Face à la menace de voir aboutir une proposition de loi socialiste, le Gouvernement a finalement été contraint de déposer et d'inscrire à l'ordre du jour le tant attendu projet de loi organique.
Au passage, on pourra tout de même constater que notre actuel Président de la République a réussi à bénéficier pendant tout son mandat du volet protecteur de la réforme de 2007, c'est-à-dire l'immunité, sans pour autant être exposé à la menace d'une procédure de destitution. Pour celui qui, autrefois, vantait les mérites d'une République exemplaire, quelle triste réalité !
On constatera que, à droite, l'histoire se répète. Tout comme son prédécesseur Jacques Chirac, Nicolas Sarkozy aura attendu les dernières semaines de son mandat pour faire passer ce texte qui – rappelons-le – n'aurait certainement jamais vu le jour sans la pression des socialistes au Sénat.

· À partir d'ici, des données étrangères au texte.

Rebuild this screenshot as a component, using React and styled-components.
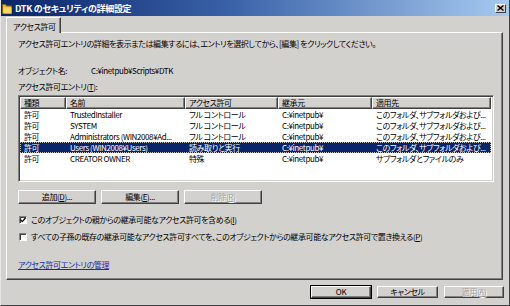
import React from "react";
import styled, { createGlobalStyle, css } from "styled-components";

const Global = createGlobalStyle`
  html, body {
    margin: 0;
    padding: 0;
    background: #d2d1ce;
    overflow: hidden;
  }
  body {
    font-family: "Noto Sans CJK JP", "Liberation Sans", sans-serif;
    font-size: 8px;
    letter-spacing: -0.4px;
    font-feature-settings: "palt";
    color: #000;
  }
`;

const face = "#d2d1ce";

const entries = [
  { kind: "許可", name: "TrustedInstaller", access: "フル コントロール", from: "C:¥inetpub¥", to: "このフォルダ、サブフォルダおよび..." },
  { kind: "許可", name: "SYSTEM", access: "フル コントロール", from: "C:¥inetpub¥", to: "このフォルダ、サブフォルダおよび..." },
  { kind: "許可", name: "Administrators (WIN2008¥Ad...", access: "フル コントロール", from: "C:¥inetpub¥", to: "このフォルダ、サブフォルダおよび..." },
  { kind: "許可", name: "Users (WIN2008¥Users)", access: "読み取りと実行", from: "C:¥inetpub¥", to: "このフォルダ、サブフォルダおよび...", selected: true },
  { kind: "許可", name: "CREATOR OWNER", access: "特殊", from: "C:¥inetpub¥", to: "サブフォルダとファイルのみ" },
];

const columns = "46px 119px 93px 94px 1fr";

const App = () => {
  return (
    <>
      <Global />
      <Window>
        <TitleBar>
          <FolderIcon width="10" height="12" viewBox="0 0 10 12">
            <path d="M0.5 2.5h3l1 1.5h5v7.5h-9z" fill="#e8b830" stroke="#8a6410" strokeWidth="1" />
            <path d="M1.5 5.5h8v6h-8z" fill="#f8d860" />
          </FolderIcon>
          <Title>DTK のセキュリティの詳細設定</Title>
          <CloseButton>
            <svg width="7" height="6" viewBox="0 0 7 6">
              <path d="M0.5 0.5l6 5M6.5 0.5l-6 5" stroke="#000" strokeWidth="1.4" />
            </svg>
          </CloseButton>
        </TitleBar>

        <Main>
          <Tabs>
            <Tab>アクセス許可</Tab>
          </Tabs>
          <Panel>
            <Line $top={5}>
              アクセス許可エントリの詳細を表示または編集するには、エントリを選択してから、[編集] をクリックしてください。
            </Line>
            <ObjectRow>
              <ObjectLabel>オブジェクト名:</ObjectLabel>
              <span>C:¥inetpub¥Scripts¥DTK</span>
            </ObjectRow>
            <Line $top={4}>アクセス許可エントリ(<u>T</u>):</Line>

            <ListBox>
              <HeaderRow>
                <HeaderCell>種類</HeaderCell>
                <HeaderCell>名前</HeaderCell>
                <HeaderCell>アクセス許可</HeaderCell>
                <HeaderCell>継承元</HeaderCell>
                <HeaderCell>適用先</HeaderCell>
              </HeaderRow>
              {entries.map((e) => (
                <Row key={e.name} $selected={e.selected}>
                  <Cell>{e.kind}</Cell>
                  <Cell>{e.name}</Cell>
                  <Cell>{e.access}</Cell>
                  <Cell>{e.from}</Cell>
                  <Cell>{e.to}</Cell>
                </Row>
              ))}
            </ListBox>

            <ButtonRow>
              <Button $w={78}>追加(<u>D</u>)...</Button>
              <Button $w={78}>編集(<u>E</u>)...</Button>
              <Button $w={78} disabled>削除(<u>R</u>)</Button>
            </ButtonRow>

            <CheckRow $top={10}>
              <CheckBox>
                <svg width="6" height="6" viewBox="0 0 6 6">
                  <path d="M0.5 2.8l1.8 1.8 3.2-3.6" stroke="#000" strokeWidth="1.3" fill="none" />
                </svg>
              </CheckBox>
              <span>このオブジェクトの親からの継承可能なアクセス許可を含める(<u>I</u>)</span>
            </CheckRow>
            <CheckRow $top={5}>
              <CheckBox />
              <span>
                すべての子孫の既存の継承可能なアクセス許可すべてを、このオブジェクトからの継承可能なアクセス許可で置き換える(<u>P</u>)
              </span>
            </CheckRow>

            <Link>アクセス許可エントリの管理</Link>
          </Panel>
        </Main>

        <Footer>
          <Button $w={60} $h={12} $default>OK</Button>
          <Button $w={61} $h={12}>キャンセル</Button>
          <Button $w={60} $h={12} disabled>適用(<u>A</u>)</Button>
        </Footer>
      </Window>
    </>
  );
};

const Window = styled.div`
  width: 510px;
  height: 306px;
  box-sizing: border-box;
  background: ${face};
  border-left: 1px solid #e8e8e8;
  border-right: 1px solid #404040;
  border-bottom: 1px solid #404040;
  display: flex;
  flex-direction: column;
`;

const TitleBar = styled.div`
  height: 16px;
  display: flex;
  align-items: center;
  padding: 0 3px 0 1px;
  background: linear-gradient(to right, #0a246a 0%, #3a62a8 45%, #a6caf0 100%);
`;

const FolderIcon = styled.svg`
  flex: none;
  margin-right: 3px;
`;

const Title = styled.div`
  flex: 1;
  color: #fff;
  font-weight: bold;
  font-size: 9px;
  letter-spacing: -0.3px;
  white-space: nowrap;
`;

const CloseButton = styled.div`
  width: 11px;
  height: 9px;
  box-sizing: border-box;
  background: ${face};
  border: 1px solid;
  border-color: #fff #404040 #404040 #fff;
  display: flex;
  align-items: center;
  justify-content: center;
`;

const Main = styled.div`
  padding: 1px 6px 0 5px;
`;

const Tabs = styled.div`
  height: 15px;
  display: flex;
  align-items: flex-end;
`;

const Tab = styled.div`
  height: 16px;
  margin-bottom: -1px;
  position: relative;
  z-index: 1;
  width: 55px;
  box-sizing: border-box;
  padding: 3px 0 0 6px;
  background: ${face};
  border: 1px solid;
  border-bottom: none;
  border-color: #fff #404040 transparent #fff;
  box-shadow: inset -1px 0 #808080;
  white-space: nowrap;
`;

const Panel = styled.div`
  height: 248px;
  box-sizing: border-box;
  border: 1px solid;
  border-color: #fff #404040 #404040 #fff;
  box-shadow: inset -1px -1px #808080;
  padding: 0 8px 0 11px;
  display: flex;
  flex-direction: column;
`;

const Line = styled.div`
  height: 12px;
  line-height: 12px;
  margin-top: ${(p) => p.$top}px;
  white-space: nowrap;
`;

const ObjectRow = styled.div`
  height: 12px;
  line-height: 12px;
  margin-top: 15px;
  display: flex;
  white-space: nowrap;
`;

const ObjectLabel = styled.span`
  width: 73px;
  flex: none;
`;

const ListBox = styled.div`
  margin-top: 2px;
  height: 87px;
  box-sizing: border-box;
  background: #fff;
  border: 1px solid;
  border-color: #808080 #fff #fff #808080;
  box-shadow: inset 1px 1px #404040, inset -1px -1px ${face};
  padding: 1px;
  overflow: hidden;
`;

const HeaderRow = styled.div`
  display: grid;
  grid-template-columns: ${columns};
  height: 12px;
  margin-right: 1px;
`;

const HeaderCell = styled.div`
  background: ${face};
  border: 1px solid;
  border-color: #fff #404040 #404040 #fff;
  box-shadow: inset -1px -1px #808080;
  padding-left: 3px;
  line-height: 10px;
  white-space: nowrap;
  overflow: hidden;
`;

const Row = styled.div`
  display: grid;
  grid-template-columns: ${columns};
  height: 11px;
  line-height: 11px;
  margin-right: 1px;
  box-sizing: border-box;
  ${(p) =>
    p.$selected &&
    css`
      background: #0a246a;
      color: #fff;
      outline: 1px dotted #c0c0c0;
      outline-offset: -1px;
    `}
`;

const Cell = styled.div`
  padding-left: 4px;
  white-space: nowrap;
  overflow: hidden;
`;

const ButtonRow = styled.div`
  margin-top: 8px;
  display: flex;
  gap: 5px;
`;

const Button = styled.button`
  width: ${(p) => p.$w}px;
  height: ${(p) => p.$h || 14}px;
  box-sizing: border-box;
  padding: 0;
  margin: 0;
  font: inherit;
  letter-spacing: inherit;
  line-height: 1;
  color: #000;
  background: ${face};
  border: 1px solid;
  border-color: #fff #404040 #404040 #fff;
  box-shadow: inset -1px -1px #808080;
  display: flex;
  align-items: center;
  justify-content: center;
  ${(p) =>
    p.$default &&
    css`
      outline: 1px solid #000;
      outline-offset: 0;
    `}
  &:disabled {
    color: #a0a0a0;
    text-shadow: 1px 1px #fff;
  }
`;

const CheckRow = styled.div`
  margin-top: ${(p) => p.$top}px;
  height: 12px;
  line-height: 12px;
  display: flex;
  align-items: center;
  gap: 4px;
  padding-left: 1px;
  white-space: nowrap;
`;

const CheckBox = styled.div`
  width: 8px;
  height: 8px;
  box-sizing: border-box;
  background: #fff;
  border: 1px solid;
  border-color: #808080 #fff #fff #808080;
  box-shadow: inset 1px 1px #404040;
  display: flex;
  align-items: center;
  justify-content: center;
  flex: none;
`;

const Link = styled.div`
  margin-top: 16px;
  height: 12px;
  line-height: 12px;
  color: #1530a8;
  text-decoration: underline;
`;

const Footer = styled.div`
  display: flex;
  justify-content: flex-end;
  gap: 6px;
  padding: 6px 5px 0 0;
`;

export default App;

Après ce petit historique qui illustre la réticence de cette majorité à mettre en oeuvre la procédure de destitution du Président de la République, je souhaite évoquer rapidement ce projet de loi. Je profite d'ailleurs de cette tribune pour saluer les travaux de la commission des lois, qui ont permis de sérieuses avancées en adoptant un certain nombre d'amendements socialistes, portés notamment par Jean-Jacques Urvoas, permettant ainsi à ce texte de se rapprocher de celui des sénateurs socialistes.

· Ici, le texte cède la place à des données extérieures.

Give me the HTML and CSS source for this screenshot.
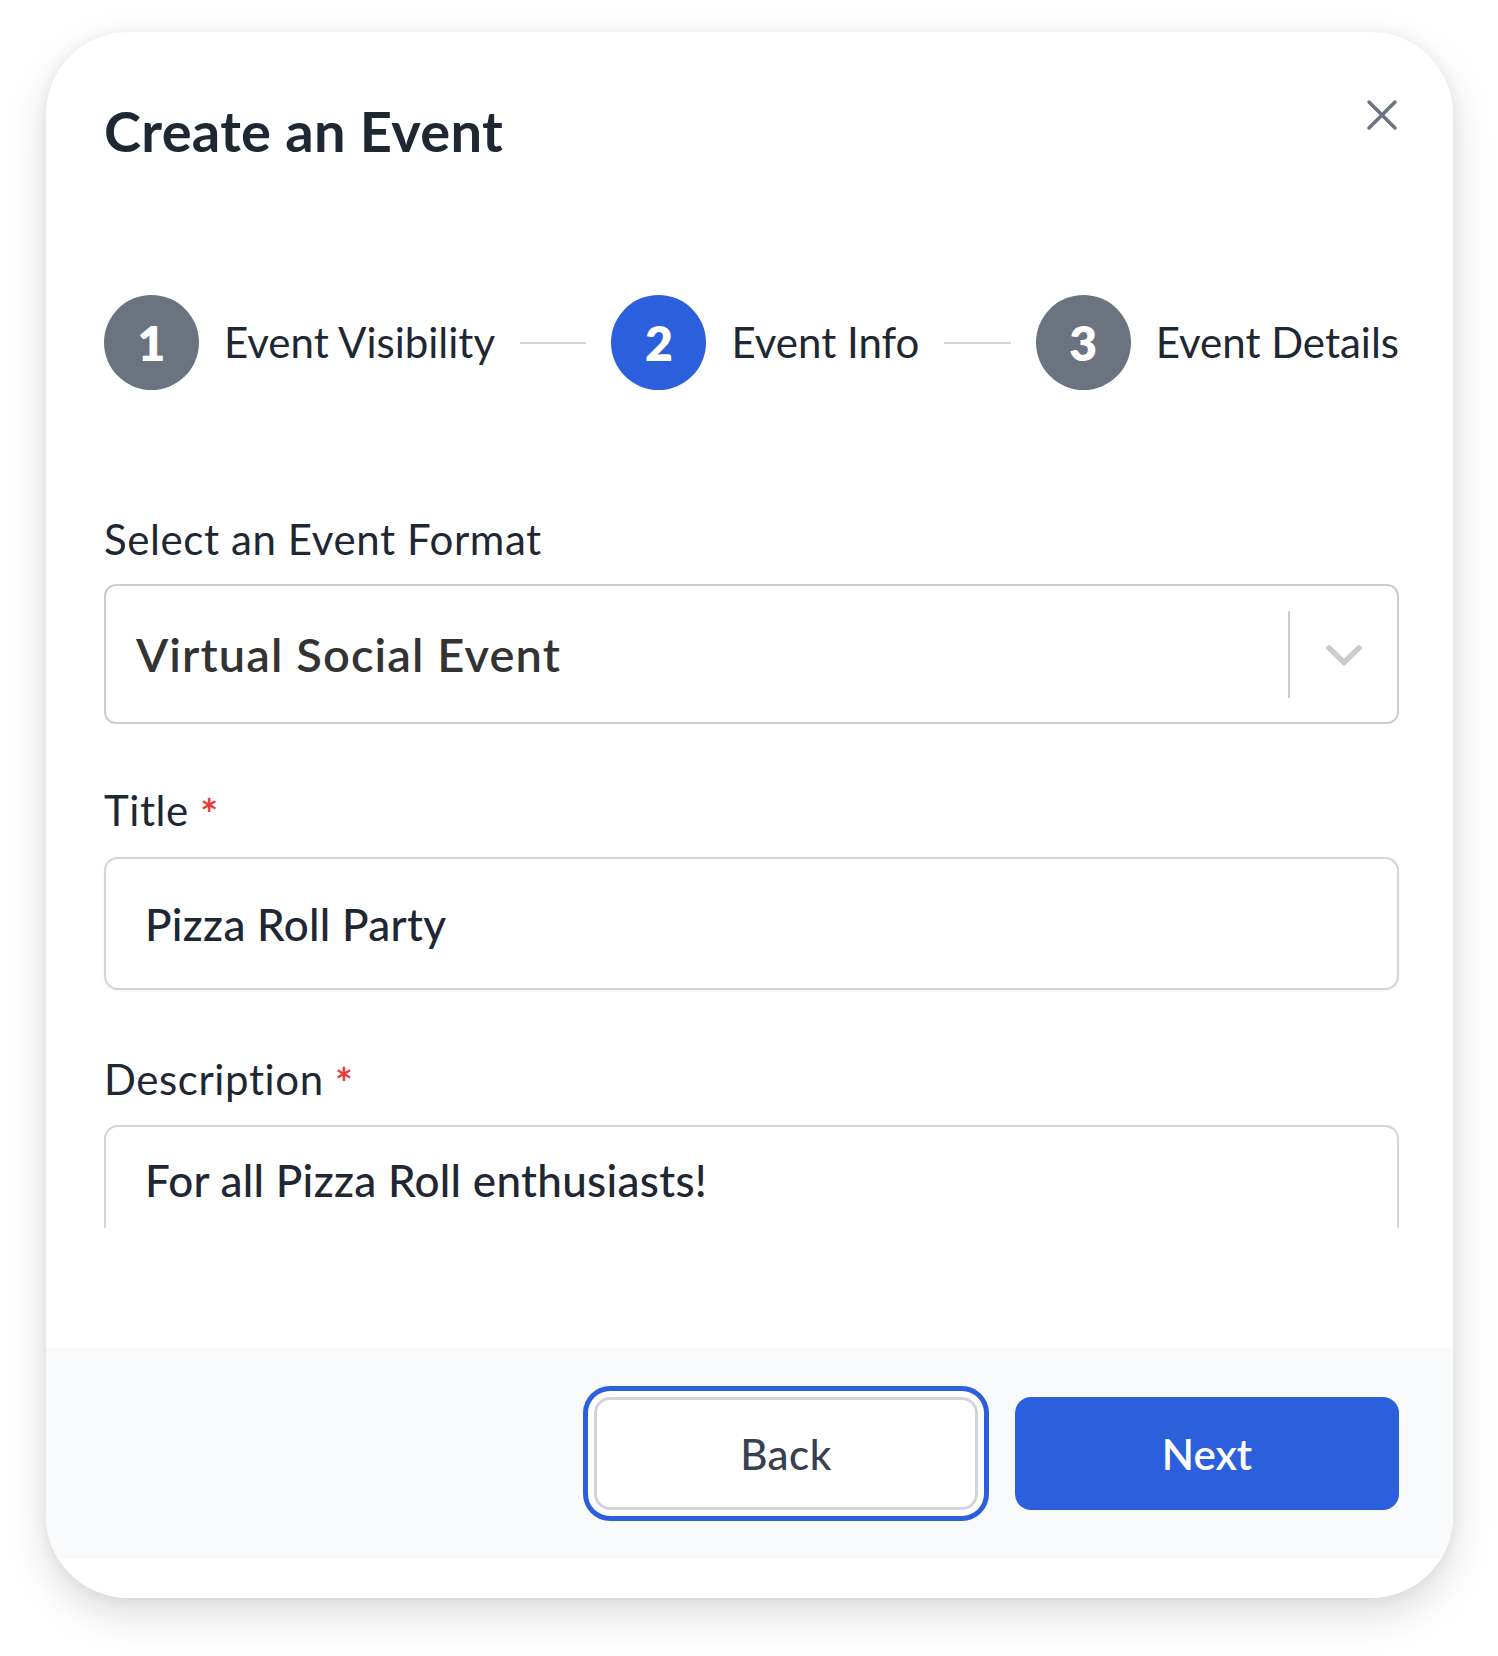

Mes chers collègues, alors que nous sommes à moins de cent jours des prochaines élections présidentielles, le climat actuel est là pour nous rappeler combien cette élection se distingue des autres. L'intérêt porté par nos concitoyens à cette échéance traduit l'importance qu'ils attachent à la fonction présidentielle.

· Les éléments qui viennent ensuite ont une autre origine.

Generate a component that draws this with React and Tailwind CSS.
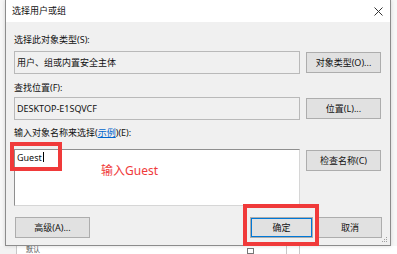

Parce qu'elle peut aboutir à destituer un homme ou une femme élu au suffrage universel par le peuple souverain, cette destitution doit rester exceptionnelle. Et pour que le peuple souverain ait le dernier mot, il est prévu que la destitution entraîne mécaniquement une élection présidentielle anticipée au plus tard dans les trente-cinq jours.
Ainsi, s'il y avait nécessité à prévoir une contrepartie au régime d'irresponsabilité pénale du Président de la République tel que consacré par l'article 67 de la Constitution, il fallait toutefois veiller à ne pas créer une disposition qui aurait pu se transformer en motion de censure politique du Parlement à l'encontre du Président de la République.
De plus, toujours dans l'idée de conserver le caractère exceptionnel de cette démarche, les socialistes avaient présenté et fait adopter en 2007 un amendement portant la majorité nécessaire à l'adoption de la proposition de résolution aux deux tiers, afin d'éviter que des coalitions de circonstance ne permettent de faire un usage politicien de cette nouvelle procédure.
De la même manière, un amendement socialiste a précisé qu'un parlementaire ne pourra être autorisé qu'une seule fois durant son mandat à signer une proposition de résolution.
Je me félicite également de la suppression du filtre de la commission des lois initialement prévu par ce texte.
Néanmoins, concernant le fait de réserver l'initiative de l'engagement de la procédure à un dixième des parlementaires, il serait souhaitable, comme le prévoyait le texte socialiste du Sénat, d'imposer plutôt la signature de soixante députés ou de soixante sénateurs.
À l'heure où la confiance de nos concitoyens dans le monde politique ne cesse de s'étioler, ce texte est une formidable occasion pour leur démontrer que le législateur n'est pas frileux lorsqu'il s'agit d'apporter des améliorations à notre République.
C'est également l'occasion de vous prouver mes chers collègues, monsieur le ministre, que nous, députés socialistes, nous serions capables, pour faire avancer la démocratie, de voter un projet de loi présenté par un gouvernement de droite, alors que, au Sénat, la proposition de loi de nos collègues sénateurs n'a pas eu votre approbation, monsieur le ministre, ni le vote des sénateurs de droite. (Applaudissements sur les bancs du groupe SRC.)